Les mêmes équipes procèdent à un ébourgeonnage au printemps, à un effeuillage début juin, côté soleil levant pour éviter les grillures et à une vendange en vert en été s’il s’avère nécessaire de décompacter les grappes.
Le terroir de Godeau « se mérite »
Présentant des similitudes avec la Bourgogne, il peut donner jusqu’à 7 interprétations différentes du merlot sur une même parcelle, d’où le choix de petites cuves de 30 à 50 hl.
Comme l’impose le cahier des charges de l’appellation Saint-Émilion Grand Cru, les contrôles de maturité se font par analyse mais c’est bien entendu en bouche que l’on apprécie le point de maturité optimal. Il faut que le raisin soit charnu, croquant, que les peaux commencent à venir, que l’on sente des tanins le plus soyeux possible, des pépins sans amertume, sans goût herbacé.
Agnès et Albéric Florisoone, David Demur et Julien Lavenu goûtent et re-goûtent, autant de fois que nécessaire avant d’ouvrir la campagne de vendanges. La cueillette se fait autour du 15 octobre, bien entendu à la main. Seules les grappes jugées dignes de produire un grand vin arrivent au chai, transportées dans des bastes de 10 à 15 kg, par petits lots, grâce à la courte distance - de 10 m à 3 km maximum - qui sépare les vignes du cuvier. Après éraflage, 6 personnes sélectionnent, à la main, les raisins sur une table vibrante.
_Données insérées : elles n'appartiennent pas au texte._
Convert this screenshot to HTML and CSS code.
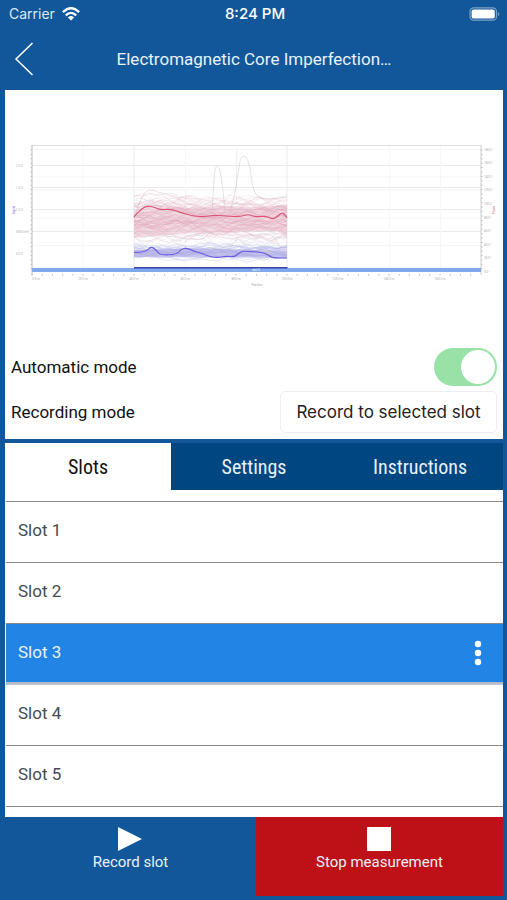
FILE: index.html
```html
<!DOCTYPE html>
<html lang="en">
<head>
<meta charset="utf-8">
<meta name="viewport" content="width=device-width, initial-scale=1">
<title>Electromagnetic Core Imperfection</title>
<link rel="stylesheet" href="styles.css">
</head>
<body>
<div class="app">
  <div class="status">
    <div class="carrier">Carrier
      <svg width="18" height="14" viewBox="0 0 18 14" aria-hidden="true"><g fill="none" stroke="#fff" stroke-width="2.3"><path d="M.9 5.1Q9-2.6 17.1 5.1"/><path d="M3.8 8.3Q9 3.5 14.2 8.3"/></g><path fill="#fff" d="M5.9 10.4Q9 7.8 12.1 10.4L9 13.6Z"/></svg>
    </div>
    <div class="time">8:24 PM</div>
    <svg class="battery" width="32" height="14" viewBox="0 0 32 14" aria-hidden="true"><rect x="1" y=".8" width="26.500" height="12.400" rx="3.800" fill="none" stroke="#7ea3ca" stroke-width="1.200"/><rect x="2.600" y="2.400" width="23.200" height="9.200" rx="2.200" fill="#fff"/><path d="M29 5Q31.600 7 29 9Z" fill="#7ea3ca"/></svg>
  </div>
  <header class="nav">
    <button class="back" aria-label="Back"><svg width="20" height="34" viewBox="0 0 20 34"><path d="M18.500 1 2 17 18.500 33" fill="none" stroke="#fff" stroke-width="1.500"/></svg></button>
    <h1>Electromagnetic Core Imperfection…</h1>
  </header>
  <main class="panel">
    <svg class="chart" id="chart" viewBox="5 90 498 254" role="img" aria-label="Measurement signal chart"></svg>
    <div class="field">
      <label for="auto">Automatic mode</label>
      <input class="switch" type="checkbox" role="switch" id="auto" checked>
    </div>
    <div class="field">
      <label for="mode">Recording mode</label>
      <select id="mode"><option>Record to selected slot</option></select>
    </div>
  </main>
  <section class="lower">
    <div class="tabs" role="tablist">
      <button role="tab" aria-selected="true" class="tab active">Slots</button>
      <button role="tab" aria-selected="false" class="tab">Settings</button>
      <button role="tab" aria-selected="false" class="tab">Instructions</button>
    </div>
    <ul class="slots">
      <li>Slot 1</li>
      <li>Slot 2</li>
      <li class="selected">Slot 3
        <button class="more" aria-label="Slot options"><svg width="8" height="26" viewBox="0 0 8 26" fill="#fff"><circle cx="4" cy="4" r="3.200"/><circle cx="4" cy="13" r="3.200"/><circle cx="4" cy="22" r="3.200"/></svg></button>
      </li>
      <li>Slot 4</li>
      <li>Slot 5</li>
    </ul>
  </section>
  <footer class="actions">
    <button class="action"><svg width="26" height="26" viewBox="0 0 26 26"><path fill="#fff" d="M1 1 25 13 1 25Z"/></svg>Record slot</button>
    <button class="action stop"><svg width="26" height="26" viewBox="0 0 26 26"><path fill="#fff" d="M1 1H25V25H1Z"/></svg>Stop measurement</button>
  </footer>
</div>
<script src="chart.js"></script>
</body>
</html>
```
FILE: styles.css
```css
* { box-sizing: border-box; }
body {
  margin: 0;
  background: #12579a;
  color: #111;
  font-family: Roboto, "Liberation Sans", sans-serif;
}
button { font: inherit; color: inherit; border: 0; padding: 0; background: none; }
svg { display: block; }
.app { min-height: 100vh; display: flex; flex-direction: column; padding: 0 4px 4px 5px; }
.status {
  height: 27px;
  display: grid;
  grid-template-columns: 1fr auto 1fr;
  align-items: center;
  padding: 0 2px 0 4px;
  color: #fff;
  font: 14px Inter, sans-serif;
}
.carrier { display: flex; align-items: center; gap: 7px; color: #dbe8f5; }
.time { font-size: 15px; font-weight: 500; }
.battery { justify-self: end; }
.nav {
  height: 63px;
  display: grid;
  grid-template-columns: 40px 1fr 40px;
  align-items: center;
  color: #e8f2fb;
}
.back { padding-left: 9px; }
h1 { margin: 0; font-size: 17px; font-weight: 400; text-align: center; }
.panel { background: #fff; padding-bottom: 5px; }
.chart { width: 100%; height: auto; }
.chart text { font: 3px Roboto, sans-serif; fill: #aaa; }
.chart .volt { fill: #6a5be8; }
.chart .phase { fill: #dc5c78; }
.chart .range { fill: #fff; }
.field { display: flex; align-items: center; justify-content: space-between; height: 45px; padding: 0 6px; font-size: 17px; }
.switch {
  appearance: none;
  margin: 0;
  width: 63px;
  height: 38px;
  border-radius: 19px;
  background: #98e2a8;
  display: flex;
  justify-content: flex-end;
  padding: 2px;
}
.switch::before { content: ""; width: 34px; height: 34px; border-radius: 50%; background: #fff; }
select {
  appearance: none;
  width: 217px;
  height: 42px;
  border: 1px solid #eceff2;
  border-radius: 5px;
  background: #fff;
  color: #222;
  font: 17px Inter, sans-serif;
  text-align: center;
  text-align-last: center;
}
.lower { flex: 1; margin-top: 4px; background: #fff; }
.tabs {
  display: grid;
  grid-template-columns: repeat(3, 1fr);
  height: 47px;
  background: #004680;
  color: #e8f2fb;
  font: 20px "Roboto Condensed", Roboto, sans-serif;
}
.tab.active { background: #fff; color: #111; }
.slots { list-style: none; margin: 11px 0 0 1px; padding: 0; border-bottom: 1px solid #888; }
.slots li {
  height: 61px;
  border-top: 1px solid #888;
  padding: 0 21px 4px 12px;
  display: flex;
  align-items: center;
  justify-content: space-between;
  font-size: 17px;
  color: #444b52;
}
.slots .selected { background: #2284e4; color: #e8f2fb; box-shadow: inset 0 -2px #b5bccb; }
.slots .selected + li { border-top-color: #c4c8d0; }
.more { padding-top: 2px; }
.actions { display: grid; grid-template-columns: 50.4% 1fr; height: 79px; color: #e8f2fb; font-size: 15px; }
.action { display: flex; flex-direction: column; align-items: center; padding-top: 9px; line-height: 20px; }
.stop { background: #bd1017; }
```
FILE: chart.js
```js
const svg = document.getElementById("chart");
const parts = [];
let seed = 11;
function rnd() {
  seed = (seed * 16807) % 2147483647;
  return seed / 2147483647;
}
function line(x1, y1, x2, y2, color) {
  parts.push(`<path d="M${x1} ${y1}L${x2} ${y2}" stroke="${color}" fill="none"/>`);
}
function curve(points, color, width, opacity) {
  let d = `M${points[0][0]} ${points[0][1]}`;
  for (let i = 1; i < points.length - 1; i++) {
    const [x, y] = points[i];
    const [nx, ny] = points[i + 1];
    d += `Q${x} ${y} ${(x + nx) / 2} ${(y + ny) / 2}`;
  }
  d += `L${points[points.length - 1].join(" ")}`;
  parts.push(`<path d="${d}" fill="none" stroke="${color}" stroke-width="${width}" opacity="${opacity}"/>`);
}
function label(x, y, text, anchor = "middle", extra = "") {
  parts.push(`<text x="${x}" y="${y}" text-anchor="${anchor}" ${extra}>${text}</text>`);
}

// Grid
for (const y of [165.5, 187.5, 209.5, 231.5]) line(32, y, 481, y, "#e9e9e9");
for (const y of [149.5, 177, 190, 218, 245.5]) line(32, y, 481, y, "#f5f5f5");
for (const x of [83, 185.5, 236.5, 338.5, 389.5, 440.5]) line(x, 146, x, 271, "#f7f7f7");
for (const x of [134, 287]) line(x, 146, x, 271, "#ebebeb");
line(32, 145.5, 481, 145.5, "#ddd");
line(32, 145, 32, 275, "#bbb");
line(481, 145, 481, 275, "#ccc");

// Recorded traces
function traces(count, low, high, jitter, color, opacity) {
  for (let n = 0; n < count; n++) {
    const base = low + rnd() * (high - low);
    let drift = 0;
    const points = [];
    for (let x = 134; x <= 287; x += 4.5) {
      drift = drift * 0.75 + (rnd() - 0.5) * jitter;
      points.push([x, +(base + drift).toFixed(1)]);
    }
    points.push([287, points[points.length - 1][1]]);
    curve(points, color, 0.7, opacity);
  }
}
parts.push('<path d="M134 219L142 209 160 206 190 208 220 206 255 207 287 205V239L278 231 190 233 160 236 134 238Z" fill="#ecc6d4" opacity=".6"/>');
traces(45, 207, 232, 8, "#dda3b8", 0.38);
traces(12, 198, 210, 8, "#dda9bb", 0.28);
traces(9, 231, 241, 9, "#d8b6c7", 0.3);
parts.push('<path d="M134 250H160L185 248 287 251V258L134 257Z" fill="#aaa7e2" opacity=".6"/>');
traces(24, 248, 258, 5, "#aaa9e3", 0.42);
traces(7, 243, 252, 9, "#aeb5dd", 0.3);
curve([[134, 218], [142, 194], [150, 189], [157, 192], [167, 194], [179, 199], [190, 194], [201, 203]], "#c99aad", 0.7, 0.4);
curve([[136, 214], [140, 198], [148, 192], [160, 196], [172, 192], [185, 200], [200, 198], [215, 204]], "#c99aad", 0.7, 0.3);
curve([[212, 212], [214, 176], [216, 165], [220, 168], [223, 190], [225, 211]], "#bbb", 0.7, 0.6);
curve([[230, 212], [235, 196], [238, 172], [241, 156], [246, 156], [250, 166], [253, 192], [262, 200], [287, 197]], "#bbb", 0.7, 0.6);
curve([[223, 204], [231, 193], [236, 191], [237, 166], [237, 150]], "#bbb", 0.6, 0.3);
curve([[134, 236], [140, 243], [150, 241], [165, 235], [180, 238], [205, 240], [209, 231], [216, 236], [232, 240], [240, 236], [262, 234], [272, 234], [280, 247], [287, 252]], "#c8aec4", 0.7, 0.5);
curve([[222, 256], [232, 245], [238, 238], [244, 243], [252, 255]], "#b4b8dc", 0.7, 0.5);
curve([[230, 258], [240, 260], [247, 263], [254, 260], [268, 257]], "#b4b8dc", 0.7, 0.5);

// Highlighted traces
curve([[134, 217], [139, 211], [146, 206], [154, 207], [161, 210], [171, 209], [182, 213], [193, 216], [204, 217], [214, 215], [226, 216], [240, 217], [248, 214], [255, 217], [266, 216], [272, 219], [276, 218], [282, 212], [285, 215], [287, 218]], "#d94f74", 1.2, 0.95);
curve([[134, 252.5], [146, 252.5], [151, 246], [157, 251], [160, 255], [177, 254.5], [181, 249], [187, 248], [193, 251], [201, 253], [210, 257], [219, 257.5], [226, 256], [235, 257], [241, 251], [248, 251.5], [260, 252], [267, 254], [272, 258], [287, 258]], "#6a5ae4", 1.2, 1);

// Range bar
parts.push('<rect x="32" y="268" width="449" height="4" fill="#80a9ed"/>');
parts.push('<rect x="134" y="267" width="153.5" height="1.5" fill="#353fae"/>');
label(256, 271.3, "slot 3", "middle", 'class="range"');

// Axes
for (let x = 32; x <= 472; x += 10.2) line(x, 274, x, 275.5, "#bbb");
for (let y = 150; y < 270; y += 4.4) {
  line(30.5, y, 32, y, "#bbb");
  line(481, y, 482.5, y, "#bbb");
}
[["2.0 V", 166.5], ["1.5 V", 188.5], ["1.0 V", 210.5], ["500.0 mV", 232.5], ["0.0 V", 255]].forEach(([t, y]) => label(16, y, t, "start"));
[["0.0 m", 36], ["20.0 m", 83], ["40.0 m", 134], ["60.0 m", 185], ["80.0 m", 236], ["100.0 m", 287], ["120.0 m", 338], ["140.0 m", 389], ["160.0 m", 440]].forEach(([t, x]) => label(x, 280, t));
for (let i = 0; i < 10; i++) label(484, 150.5 + i * 13.6, `${180 - i * 20}.0 °`, "start");
label(257, 286, "Position");
label(0, 0, "Signal", "middle", 'class="volt" transform="translate(15 210) rotate(-90)"');
label(0, 0, "Phase", "middle", 'class="phase" transform="translate(495 210) rotate(-90)"');

svg.innerHTML = parts.join("");
```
Dans une jolie cave aux pierres de calcaire apparentes
Le raisin est donc soumis à différents examens avant d’être envoyé dans les cuves par pompe péristaltique, engageant un flux doux et constant. Les fermentations alcooliques durent 4 semaines avec un pigeage manuel traitant les jus et le chapeau de marc avec respect et délicatesse. Le pressoir hydraulique vertical en bois - là aussi un retour aux sources - travaille la matière tout en finesse.
Fin novembre, les vins prennent place, par lots, dans des barriques de 225 litres (1/3 neuves, 1/3 d’un vin, 1/3 de trois vins) pour la fermentation malolactique suivie d’un élevage de 12 à 15 mois. Au total, ce sont 80 interprétations d’un même millésime qui se jouent dans des bois de chêne français, de petite chauffe, au grain très fin, choisis chez « Anna Sélection » et « Morlier » pour accompagner le vin en lui donnant de l’ampleur. Tous se passe dans un joli chai, sobre et fonctionnel.
Un chai qui est en train de grandir
Dans le prolongement de l’existant, Agnès et Albéric Florisoone ont confié la réalisation d’une extension du chai qui sera opérationnelle avec le millésime 2015. Ce bâtiment s’intégrera parfaitement dans l’environnement grâce à Michel Pétuaud Létang architecte de renom.
À son actif : La Cité Mondiale du vin et le Grand Hôtel à Bordeaux, le Grand Musée du Caire, l’Auditorium de Varsovie et quelques 1900 autres réalisations…
Agnès et Albéric Florisoone
Agnès Florisoone
Titulaire d’un BTS assistante en gestion, Agnès « la partie douce et féminine de Godeau » a toujours travaillé aux côtés d’Albéric durant son parcours professionnel. Elle s’occupe de toute la gestion des ventes à l’export, se déplace aux quatre coins de la planète, prospecte, participe à tous les choix. Sa famille - les Capbern Gasqueton - était propriétaire du Château Calon Ségur, en appellation Saint-Estèphe vendu en 2012.
Albéric Forisoone
Issu d’une très vielle famille flamande, titulaire d’un BTS viti-oeno, il part travailler en Alsace pour une société immobilière dans la branche transactions viticoles et continue son parcours à la Barclays finances à Bordeaux. Puis, avec Agnès, ils créent une société de négoce - Florivitis - spécialisée dans les crus du Bordelais. Dans le même temps, ils acquièrent une petite entité viticole à Barsac en appellation Sauternes, qu’ils garderont jusqu’en 2010. Albéric rejoint ensuite une fabrique de bouchons. Avec l’acquisition de Godeau, il redevient vigneron (vinifiant son premier millésime en 2013, l’un des plus difficiles à Bordeaux « Ce sera l’occasion de vérifier si nous avons fait les bons choix, tant à la vigne que dans les chais » soulignent t’ils.